Momsen backs this view up by pointing out that the average spread between A and B properties between 2000 and 2008 was around 13%. Since the downturn, however, recovery in class-A property has been more dramatic, so the current spread between A and B stands at around 25% – nearly double the historic average.

Harbert is buying class-B properties in the same locations as class A properties then upgrading common spaces and units so they are similar to class A properties, with stainless steel appliances and granite countertops in the kitchens, for example. The firm is focusing on primary non-gateway markets, such as Atlanta, San Diego, Denver, Phoenix, Houston, and Orlando, places with populations over one million and good economic growth prospects.

“The value proposition for us is in the rent premium,” says Momsen. “The returns are not reliant on market rental growth.”

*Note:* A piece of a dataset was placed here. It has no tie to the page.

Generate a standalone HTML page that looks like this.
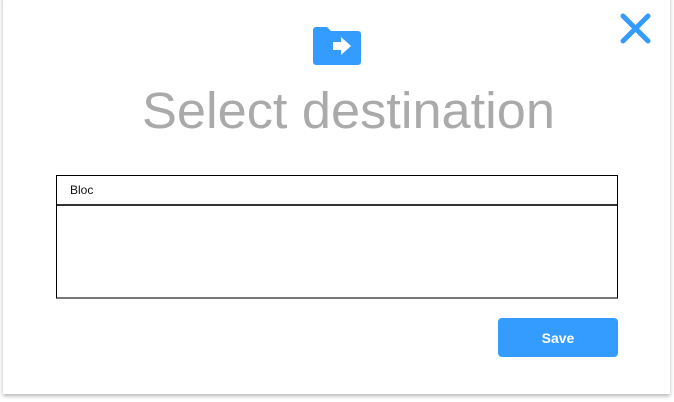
<!DOCTYPE html>
<html><head><meta charset="utf-8"><style>
html,body{margin:0;padding:0;width:674px;height:402px;background:#fff;overflow:hidden;font-family:"Liberation Sans",sans-serif}
.card{position:absolute;left:3px;top:-4px;width:667px;height:398px;background:#fff;box-shadow:0 2px 4px rgba(0,0,0,.3);}
.box{position:absolute;left:56px;top:175px;width:560px;height:121px;border:1px solid #000;border-bottom:2px solid #777}
.hdr{height:30px;border-bottom:2px solid #333;box-sizing:border-box;font-size:12px;line-height:29px;padding-left:13px;color:#111}
.btn{position:absolute;left:498px;top:318px;width:120px;height:39px;background:#359cff;border-radius:4px;color:#fff;font-size:14px;font-weight:bold;text-align:center;line-height:40px}
</style></head><body>
<div class="card"></div>
<svg style="position:absolute;left:0;top:0" width="674" height="402">
<path d="M316 27h11l4 4h27a3 3 0 0 1 3 3v28a3 3 0 0 1-3 3h-42a3 3 0 0 1-3-3v-32a3 3 0 0 1 3-3z" fill="#359cff"/>
<path d="M333 42h8v-5l10 9-10 9v-5h-8z" fill="#fff"/>
<path d="M623 16l25 25M648 16l-25 25" stroke="#359cff" stroke-width="5" stroke-linecap="round"/>
<text x="142" y="128" font-family="Liberation Sans" font-size="51" fill="#aaa" textLength="413" lengthAdjust="spacingAndGlyphs">Select destination</text>
</svg>
<div class="box"><div class="hdr">Bloc</div></div>
<div class="btn">Save</div>
</body></html>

With a three-to-five-year exit strategy, Harbert also looks for markets with enough liquidity for when it is time to sell. As part of this strategy, the company is also putting in place 10-year fixed-rate debt that will be assumable by the next buyer, giving them today’s historically low interest rates in five years’ time.

Liquidity is always on the minds of investors, but moving into secondary cities is not a concern on this front, according to Jack Kennedy, president at CK Property Management, another firm following a similar strategy. “Many European investors are willing to look at only gateway cities, because they believe that is where the liquidity is. But we have a very vibrant brokerage market. Everything sells, and at around the same pace.

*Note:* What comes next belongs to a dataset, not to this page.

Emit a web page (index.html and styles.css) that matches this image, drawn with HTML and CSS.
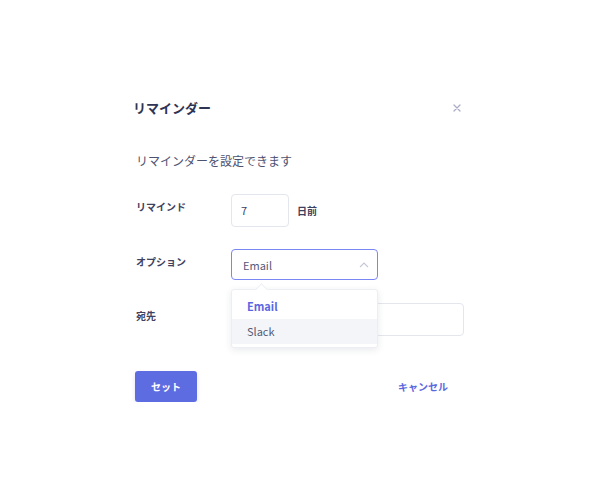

“The type of property I’m interested in is a little older, around 10 years old, with around 300 units, in solid locations based on schools, demographics, average income, and single-home valuations.”

Kennedy looks specifically for “growth corridors” outside cities, “off the beaten path but places that people want to live.” CK Property is interested in Phoenix, Seattle, Portland, Nashville, Houston (last year the fastest growing city in the country), or other cities with similar growth potential.

The company upgrades countertops, appliances, flooring, and lighting. “If we can make fairly modest improvements, we can drive up value,” Kennedy says. Under this business model, based on the cost of debt, first-year cash flow can range from 6% to 7% or even greater.

This is the essence of a value-add strategy, according to Kennedy. “It is purely a function of increasing the income. If I’m increasing the net income, I’m increasing the value of the property – suddenly my loan-to-value (LTV) metric goes down. If I’m driving up the cash flow, I’m boosting net operating income.”

Kennedy points out that it would be hard to realise the benefit of this business model if the focus was limited to core, not only because of the price of the property but also because of the cost of the debt. He deploys only moderate leverage, and will not go over 55% LTV.
One key to this strategy is the fact that, typically, American multi-family leases are only one year long. This means that Kennedy does not need to shut a building down to do the renovations, and he aims to acquire buildings that are 90–95% leased already. Instead, they do seven to 10 units a month, each unit taking around two weeks to renovate. Staged renovations also reduce risk, he points out. “Because we do the work in stages, we can always pause if the market turns down,” he explains.

Kennedy maintains that demographics suggest continuing strong fundamentals for the multi-family sector nationally. There are some 80 million “echo boomers coming to the housing market in the next 10 years, and most will start out as renters,” he says. “We fully expect people will get back into home buying, but they will have to put more money down, which will delay the process and effect some people’s capabilities.”

Although these kinds of investments are outside the normal geographic focus of foreign investors, both Kennedy and Momsen believe they represent good opportunities for international diversification. “Multi-family is not a big sector in Europe,” says Momsen, “but investors understand the historical long-term attractiveness of the sector – and Europeans are more bullish about the US than we are.”

In Kennedy’s view, the biggest obstacle to increased interest from international investors, particularly Europeans, is that they are not familiar with the structural dynamics of US multi-family. For example, typically short lease terms, often seen as a risk factor, are a benefit for repositioning properties; and US apartment complexes, with hundreds of units, portfolios become more efficient because of economies of scale.